Но чтобы провести свои реформы, Петру и его окружению необходимо было создать у людей ощущение, что старое никуда не годилось. Раз надо двигаться вперед, сближаться с Европой, значит, нужно создать миф о России косной, малоподвижной, отгороженной от передовой Европы. В том, как многие из нас воспринимают семь допетровских веков с их богатейшей культурной, прежде всего монастырской, традицией, безусловно «виноваты» Петр и его окружение, выступившие в роли мифотворцев. Впрочем, так, вероятно, происходило всегда. Для осуществления тех или иных преобразований (в данном случае не столь важно, революция это или реформа) всегда необходимо создать искаженные представления о предшествующей истории. Что уж говорить о большевиках, гораздо меньше церемонившихся с людьми, с их чувствами и памятью?

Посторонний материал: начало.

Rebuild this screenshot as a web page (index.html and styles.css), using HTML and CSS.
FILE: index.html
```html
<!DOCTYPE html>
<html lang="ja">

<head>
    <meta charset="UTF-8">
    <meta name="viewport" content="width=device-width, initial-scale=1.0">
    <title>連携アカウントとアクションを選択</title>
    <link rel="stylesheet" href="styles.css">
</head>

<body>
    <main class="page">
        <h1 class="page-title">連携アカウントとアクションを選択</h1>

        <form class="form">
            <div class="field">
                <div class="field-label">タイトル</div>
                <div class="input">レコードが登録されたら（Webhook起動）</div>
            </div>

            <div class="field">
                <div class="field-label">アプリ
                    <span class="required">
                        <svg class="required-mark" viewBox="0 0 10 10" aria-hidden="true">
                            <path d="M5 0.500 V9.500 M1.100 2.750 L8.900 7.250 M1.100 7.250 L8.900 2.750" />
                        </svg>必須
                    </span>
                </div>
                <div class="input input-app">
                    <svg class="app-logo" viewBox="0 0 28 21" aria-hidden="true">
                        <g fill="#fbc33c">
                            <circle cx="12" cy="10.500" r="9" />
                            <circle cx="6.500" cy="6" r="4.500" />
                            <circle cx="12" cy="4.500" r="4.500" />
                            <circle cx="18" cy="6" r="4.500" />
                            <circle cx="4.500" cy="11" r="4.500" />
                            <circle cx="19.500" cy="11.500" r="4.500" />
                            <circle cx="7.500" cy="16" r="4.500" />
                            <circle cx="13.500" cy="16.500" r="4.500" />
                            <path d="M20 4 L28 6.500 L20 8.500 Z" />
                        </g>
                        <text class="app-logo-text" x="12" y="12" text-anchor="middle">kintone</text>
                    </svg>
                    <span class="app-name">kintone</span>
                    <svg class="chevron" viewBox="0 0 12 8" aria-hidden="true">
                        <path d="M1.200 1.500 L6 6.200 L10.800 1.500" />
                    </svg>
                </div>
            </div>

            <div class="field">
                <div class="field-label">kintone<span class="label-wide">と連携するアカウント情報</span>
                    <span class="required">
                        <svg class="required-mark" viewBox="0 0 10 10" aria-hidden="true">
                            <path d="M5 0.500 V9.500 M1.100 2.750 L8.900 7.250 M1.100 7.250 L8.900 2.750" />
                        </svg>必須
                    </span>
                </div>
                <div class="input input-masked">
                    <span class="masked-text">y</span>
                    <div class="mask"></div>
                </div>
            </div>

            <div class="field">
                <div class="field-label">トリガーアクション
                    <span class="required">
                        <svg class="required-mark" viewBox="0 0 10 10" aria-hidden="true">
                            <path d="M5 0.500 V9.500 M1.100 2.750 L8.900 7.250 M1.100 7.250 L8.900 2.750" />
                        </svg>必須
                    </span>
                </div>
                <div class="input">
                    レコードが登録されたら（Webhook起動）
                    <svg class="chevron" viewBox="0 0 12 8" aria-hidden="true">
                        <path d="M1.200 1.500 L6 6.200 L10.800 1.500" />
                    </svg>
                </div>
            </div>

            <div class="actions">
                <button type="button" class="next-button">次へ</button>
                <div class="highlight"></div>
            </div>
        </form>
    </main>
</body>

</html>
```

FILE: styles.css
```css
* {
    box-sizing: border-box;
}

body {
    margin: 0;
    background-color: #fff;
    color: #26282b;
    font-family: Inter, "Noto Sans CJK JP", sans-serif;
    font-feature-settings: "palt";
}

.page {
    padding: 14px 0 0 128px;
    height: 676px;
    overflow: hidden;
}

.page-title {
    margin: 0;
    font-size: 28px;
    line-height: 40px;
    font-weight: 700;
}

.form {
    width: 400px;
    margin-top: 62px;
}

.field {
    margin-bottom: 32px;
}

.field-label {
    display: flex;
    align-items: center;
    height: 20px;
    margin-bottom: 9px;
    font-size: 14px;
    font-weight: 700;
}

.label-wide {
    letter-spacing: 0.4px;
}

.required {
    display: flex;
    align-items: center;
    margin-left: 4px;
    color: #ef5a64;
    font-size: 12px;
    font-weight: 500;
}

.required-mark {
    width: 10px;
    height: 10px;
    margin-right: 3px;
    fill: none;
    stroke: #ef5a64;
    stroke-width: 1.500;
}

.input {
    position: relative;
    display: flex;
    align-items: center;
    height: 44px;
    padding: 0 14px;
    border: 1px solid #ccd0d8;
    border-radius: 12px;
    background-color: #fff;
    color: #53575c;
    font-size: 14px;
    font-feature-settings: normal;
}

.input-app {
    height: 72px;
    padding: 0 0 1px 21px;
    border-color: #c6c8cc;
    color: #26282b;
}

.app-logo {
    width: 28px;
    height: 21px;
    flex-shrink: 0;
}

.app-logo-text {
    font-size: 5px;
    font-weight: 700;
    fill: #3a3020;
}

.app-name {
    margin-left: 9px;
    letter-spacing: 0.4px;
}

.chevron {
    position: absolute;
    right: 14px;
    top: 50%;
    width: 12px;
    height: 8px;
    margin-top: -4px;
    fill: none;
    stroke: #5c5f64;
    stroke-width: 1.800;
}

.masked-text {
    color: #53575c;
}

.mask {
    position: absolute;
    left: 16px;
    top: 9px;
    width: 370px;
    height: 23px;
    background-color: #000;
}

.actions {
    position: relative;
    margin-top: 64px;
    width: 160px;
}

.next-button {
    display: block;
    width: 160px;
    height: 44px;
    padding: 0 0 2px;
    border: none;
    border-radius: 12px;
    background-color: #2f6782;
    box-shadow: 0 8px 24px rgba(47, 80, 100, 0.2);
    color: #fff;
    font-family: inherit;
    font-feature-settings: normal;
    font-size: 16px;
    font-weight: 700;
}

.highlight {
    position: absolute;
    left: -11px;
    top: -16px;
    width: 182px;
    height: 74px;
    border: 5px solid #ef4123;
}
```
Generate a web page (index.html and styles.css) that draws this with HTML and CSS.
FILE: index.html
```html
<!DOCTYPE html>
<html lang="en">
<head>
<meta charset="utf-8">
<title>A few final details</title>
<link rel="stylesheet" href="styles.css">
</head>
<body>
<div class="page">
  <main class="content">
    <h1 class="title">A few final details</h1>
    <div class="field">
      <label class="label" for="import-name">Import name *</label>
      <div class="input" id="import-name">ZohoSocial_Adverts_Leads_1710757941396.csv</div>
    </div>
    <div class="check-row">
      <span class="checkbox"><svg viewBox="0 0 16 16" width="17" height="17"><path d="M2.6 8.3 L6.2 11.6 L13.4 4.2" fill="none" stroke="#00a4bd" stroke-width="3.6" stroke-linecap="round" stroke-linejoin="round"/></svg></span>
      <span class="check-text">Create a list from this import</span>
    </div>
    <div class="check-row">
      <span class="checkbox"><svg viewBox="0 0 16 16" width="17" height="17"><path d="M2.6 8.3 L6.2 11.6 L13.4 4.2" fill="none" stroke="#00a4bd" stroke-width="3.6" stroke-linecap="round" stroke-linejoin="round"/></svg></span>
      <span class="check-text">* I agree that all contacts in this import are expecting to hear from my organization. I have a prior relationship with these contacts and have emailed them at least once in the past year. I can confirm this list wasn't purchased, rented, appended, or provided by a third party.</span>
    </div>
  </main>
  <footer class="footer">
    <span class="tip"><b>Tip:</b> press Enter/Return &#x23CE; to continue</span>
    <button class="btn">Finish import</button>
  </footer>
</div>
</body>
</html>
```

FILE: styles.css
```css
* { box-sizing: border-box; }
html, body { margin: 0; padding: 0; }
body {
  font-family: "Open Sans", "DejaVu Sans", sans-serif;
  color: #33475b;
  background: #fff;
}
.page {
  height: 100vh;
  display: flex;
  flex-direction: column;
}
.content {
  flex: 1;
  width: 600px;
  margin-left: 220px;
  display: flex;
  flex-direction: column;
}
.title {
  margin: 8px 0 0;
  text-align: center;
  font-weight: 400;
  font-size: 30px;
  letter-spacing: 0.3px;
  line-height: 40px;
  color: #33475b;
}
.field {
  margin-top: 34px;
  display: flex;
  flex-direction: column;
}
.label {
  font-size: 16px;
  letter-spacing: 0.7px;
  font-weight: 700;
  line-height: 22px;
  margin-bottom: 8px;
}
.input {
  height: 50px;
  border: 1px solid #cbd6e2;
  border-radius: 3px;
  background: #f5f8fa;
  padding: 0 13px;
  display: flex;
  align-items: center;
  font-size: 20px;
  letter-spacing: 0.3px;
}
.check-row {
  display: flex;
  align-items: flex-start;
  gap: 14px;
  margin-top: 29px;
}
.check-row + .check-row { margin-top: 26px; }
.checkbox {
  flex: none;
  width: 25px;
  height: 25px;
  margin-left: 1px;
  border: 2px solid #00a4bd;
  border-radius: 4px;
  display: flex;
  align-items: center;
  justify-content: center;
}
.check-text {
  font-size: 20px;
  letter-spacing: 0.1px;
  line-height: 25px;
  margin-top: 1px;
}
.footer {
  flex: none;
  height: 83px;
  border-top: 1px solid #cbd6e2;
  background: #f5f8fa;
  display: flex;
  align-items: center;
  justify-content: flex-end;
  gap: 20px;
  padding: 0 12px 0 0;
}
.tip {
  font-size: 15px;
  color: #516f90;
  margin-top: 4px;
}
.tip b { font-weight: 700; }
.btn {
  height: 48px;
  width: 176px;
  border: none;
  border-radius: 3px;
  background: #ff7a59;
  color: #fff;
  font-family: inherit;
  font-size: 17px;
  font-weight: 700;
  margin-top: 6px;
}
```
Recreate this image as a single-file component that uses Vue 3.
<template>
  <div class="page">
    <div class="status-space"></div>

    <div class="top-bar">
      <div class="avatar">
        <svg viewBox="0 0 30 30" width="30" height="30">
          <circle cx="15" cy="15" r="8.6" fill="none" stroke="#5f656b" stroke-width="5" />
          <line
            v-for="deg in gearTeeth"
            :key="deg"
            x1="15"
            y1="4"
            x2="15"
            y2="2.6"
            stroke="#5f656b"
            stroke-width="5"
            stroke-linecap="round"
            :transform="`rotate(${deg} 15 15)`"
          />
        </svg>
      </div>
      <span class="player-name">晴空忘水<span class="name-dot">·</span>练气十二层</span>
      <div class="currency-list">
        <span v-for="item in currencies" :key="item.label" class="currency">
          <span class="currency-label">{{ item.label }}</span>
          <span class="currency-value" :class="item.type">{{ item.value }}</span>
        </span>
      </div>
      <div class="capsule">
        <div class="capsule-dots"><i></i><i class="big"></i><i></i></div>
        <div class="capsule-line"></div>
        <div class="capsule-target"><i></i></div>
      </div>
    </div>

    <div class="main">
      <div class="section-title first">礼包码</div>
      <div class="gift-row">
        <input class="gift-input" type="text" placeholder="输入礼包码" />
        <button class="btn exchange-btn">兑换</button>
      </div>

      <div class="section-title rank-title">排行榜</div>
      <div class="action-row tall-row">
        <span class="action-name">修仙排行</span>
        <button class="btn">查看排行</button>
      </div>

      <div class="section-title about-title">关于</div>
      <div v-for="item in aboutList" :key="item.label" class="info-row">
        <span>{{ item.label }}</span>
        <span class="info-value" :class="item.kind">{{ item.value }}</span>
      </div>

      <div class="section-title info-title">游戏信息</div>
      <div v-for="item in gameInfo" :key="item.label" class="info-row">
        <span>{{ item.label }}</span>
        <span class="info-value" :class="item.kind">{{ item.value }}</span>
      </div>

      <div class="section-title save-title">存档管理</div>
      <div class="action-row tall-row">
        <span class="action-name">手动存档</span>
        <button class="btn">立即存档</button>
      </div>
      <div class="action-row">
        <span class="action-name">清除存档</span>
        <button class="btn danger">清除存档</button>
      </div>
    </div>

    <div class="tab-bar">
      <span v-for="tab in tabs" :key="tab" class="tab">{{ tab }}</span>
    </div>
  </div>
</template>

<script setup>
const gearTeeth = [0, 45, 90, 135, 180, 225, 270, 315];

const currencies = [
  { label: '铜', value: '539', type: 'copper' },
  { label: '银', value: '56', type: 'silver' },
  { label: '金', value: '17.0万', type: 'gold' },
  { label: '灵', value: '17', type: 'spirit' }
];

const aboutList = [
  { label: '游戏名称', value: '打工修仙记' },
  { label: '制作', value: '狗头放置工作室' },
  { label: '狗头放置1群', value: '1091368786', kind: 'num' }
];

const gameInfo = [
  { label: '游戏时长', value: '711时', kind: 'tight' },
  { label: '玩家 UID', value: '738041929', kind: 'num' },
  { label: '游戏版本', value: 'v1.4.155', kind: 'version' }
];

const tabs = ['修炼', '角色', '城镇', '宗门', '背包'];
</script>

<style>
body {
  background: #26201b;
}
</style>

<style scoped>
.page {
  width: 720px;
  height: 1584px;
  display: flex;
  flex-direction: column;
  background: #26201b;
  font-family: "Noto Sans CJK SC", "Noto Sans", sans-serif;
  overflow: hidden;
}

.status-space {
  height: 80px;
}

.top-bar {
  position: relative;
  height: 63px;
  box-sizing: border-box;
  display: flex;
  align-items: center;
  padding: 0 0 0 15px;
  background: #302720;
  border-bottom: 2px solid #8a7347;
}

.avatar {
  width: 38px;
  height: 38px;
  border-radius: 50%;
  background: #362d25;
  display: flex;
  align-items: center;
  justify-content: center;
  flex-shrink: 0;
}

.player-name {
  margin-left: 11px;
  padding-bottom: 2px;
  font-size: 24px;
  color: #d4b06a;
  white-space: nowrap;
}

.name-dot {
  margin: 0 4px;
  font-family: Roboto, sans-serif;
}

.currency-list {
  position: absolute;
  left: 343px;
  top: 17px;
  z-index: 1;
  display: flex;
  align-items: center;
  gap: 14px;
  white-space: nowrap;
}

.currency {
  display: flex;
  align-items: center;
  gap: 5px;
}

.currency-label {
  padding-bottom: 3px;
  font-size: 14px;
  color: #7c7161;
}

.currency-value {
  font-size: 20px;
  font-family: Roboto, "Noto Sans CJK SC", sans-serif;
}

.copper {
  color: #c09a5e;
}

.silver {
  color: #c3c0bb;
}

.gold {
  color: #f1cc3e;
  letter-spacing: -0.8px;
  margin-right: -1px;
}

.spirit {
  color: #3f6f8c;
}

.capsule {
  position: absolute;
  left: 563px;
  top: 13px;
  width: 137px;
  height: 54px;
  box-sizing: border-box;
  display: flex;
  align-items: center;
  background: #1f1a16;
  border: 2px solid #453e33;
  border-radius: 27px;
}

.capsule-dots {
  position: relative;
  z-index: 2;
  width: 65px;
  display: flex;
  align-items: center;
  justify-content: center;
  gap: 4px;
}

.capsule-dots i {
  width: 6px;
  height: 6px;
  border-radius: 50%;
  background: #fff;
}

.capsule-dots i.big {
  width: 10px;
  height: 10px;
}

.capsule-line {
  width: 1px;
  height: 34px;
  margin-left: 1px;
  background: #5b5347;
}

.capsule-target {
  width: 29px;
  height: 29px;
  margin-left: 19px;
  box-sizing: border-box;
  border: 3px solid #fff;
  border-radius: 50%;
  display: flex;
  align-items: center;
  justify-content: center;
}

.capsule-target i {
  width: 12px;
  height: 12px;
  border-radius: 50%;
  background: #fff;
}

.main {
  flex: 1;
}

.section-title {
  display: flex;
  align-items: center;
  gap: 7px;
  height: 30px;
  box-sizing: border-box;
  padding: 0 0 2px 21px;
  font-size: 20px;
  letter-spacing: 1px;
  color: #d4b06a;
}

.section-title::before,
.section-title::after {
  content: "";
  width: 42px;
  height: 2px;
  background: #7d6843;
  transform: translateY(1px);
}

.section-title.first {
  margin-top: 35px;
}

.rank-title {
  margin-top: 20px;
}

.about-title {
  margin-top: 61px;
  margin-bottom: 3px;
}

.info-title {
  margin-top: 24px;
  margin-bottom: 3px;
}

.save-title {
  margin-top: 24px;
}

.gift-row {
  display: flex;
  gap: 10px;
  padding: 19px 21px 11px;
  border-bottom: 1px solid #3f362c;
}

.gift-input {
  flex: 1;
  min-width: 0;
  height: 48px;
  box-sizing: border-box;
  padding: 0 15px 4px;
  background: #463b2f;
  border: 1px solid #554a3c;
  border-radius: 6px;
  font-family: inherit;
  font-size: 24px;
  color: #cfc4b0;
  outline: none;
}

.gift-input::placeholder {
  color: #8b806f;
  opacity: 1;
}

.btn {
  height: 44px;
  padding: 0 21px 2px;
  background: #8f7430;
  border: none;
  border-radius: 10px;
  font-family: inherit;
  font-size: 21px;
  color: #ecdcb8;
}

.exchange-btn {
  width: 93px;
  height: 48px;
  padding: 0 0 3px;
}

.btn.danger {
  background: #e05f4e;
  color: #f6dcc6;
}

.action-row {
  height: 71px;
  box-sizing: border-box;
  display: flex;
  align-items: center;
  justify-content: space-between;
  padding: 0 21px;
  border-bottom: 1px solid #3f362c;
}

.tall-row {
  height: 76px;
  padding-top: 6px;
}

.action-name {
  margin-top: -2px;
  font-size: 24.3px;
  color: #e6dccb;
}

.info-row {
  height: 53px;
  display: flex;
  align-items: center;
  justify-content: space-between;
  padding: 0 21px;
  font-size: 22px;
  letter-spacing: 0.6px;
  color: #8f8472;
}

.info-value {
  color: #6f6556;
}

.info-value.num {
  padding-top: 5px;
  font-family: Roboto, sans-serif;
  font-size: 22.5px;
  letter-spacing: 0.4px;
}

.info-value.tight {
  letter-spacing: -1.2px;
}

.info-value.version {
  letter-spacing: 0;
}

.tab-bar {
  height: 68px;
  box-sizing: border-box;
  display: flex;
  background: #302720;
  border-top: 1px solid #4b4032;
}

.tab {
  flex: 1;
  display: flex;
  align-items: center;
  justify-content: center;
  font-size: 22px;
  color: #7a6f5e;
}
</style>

Получается, Петр сознательно дискредитировал историю. И много у нас таких мифов?

Хватает. Ну например, то же отношение к предприимчивым людям. Оно было совершенно нормальным. В этом смысле, что русская деревня, что швейцарский кантон — везде люди немного завидуют более удачливым соседям. Это общечеловеческая, а не национальная черта. То же самое с богатством, мы уже говорили: для народа имело значение, как человек к нему пришел.

Правители манипулировали народом, обращаясь к глубинам его самосознания. Можно ли воздействовать на самосознание? Правильно ли это?

Формировать национальное сознание? Это так или иначе делают учителя, СМИ, проповедники, политологи, администрация президента и т.д. Что касается ученых, то если они и должны его формировать, то только непредвзятым анализом, трезвым осмыслением прошлого и современности. Но при этом, я уверен, опираться надо на лучшие, выдающиеся примеры и образцы. Не стоит этого стесняться. Говоря о русской литературе, мы ведь не упоминаем третьеразрядных советских писателей, а сразу обращаемся к Пушкину и Достоевскому. Я не люблю лубочные картинки, но портрет нации, который создается на основе всего лучшего, что в ней есть, способствует ее сплочению. Посмотрите на англичан: в Великобритании каждый год выходит чуть ли не 400 публикаций про адмирала Нельсона. У нас про Ушакова — 20. Не уверен в точности цифр, но порядок такой. Решайте сами, что лучше.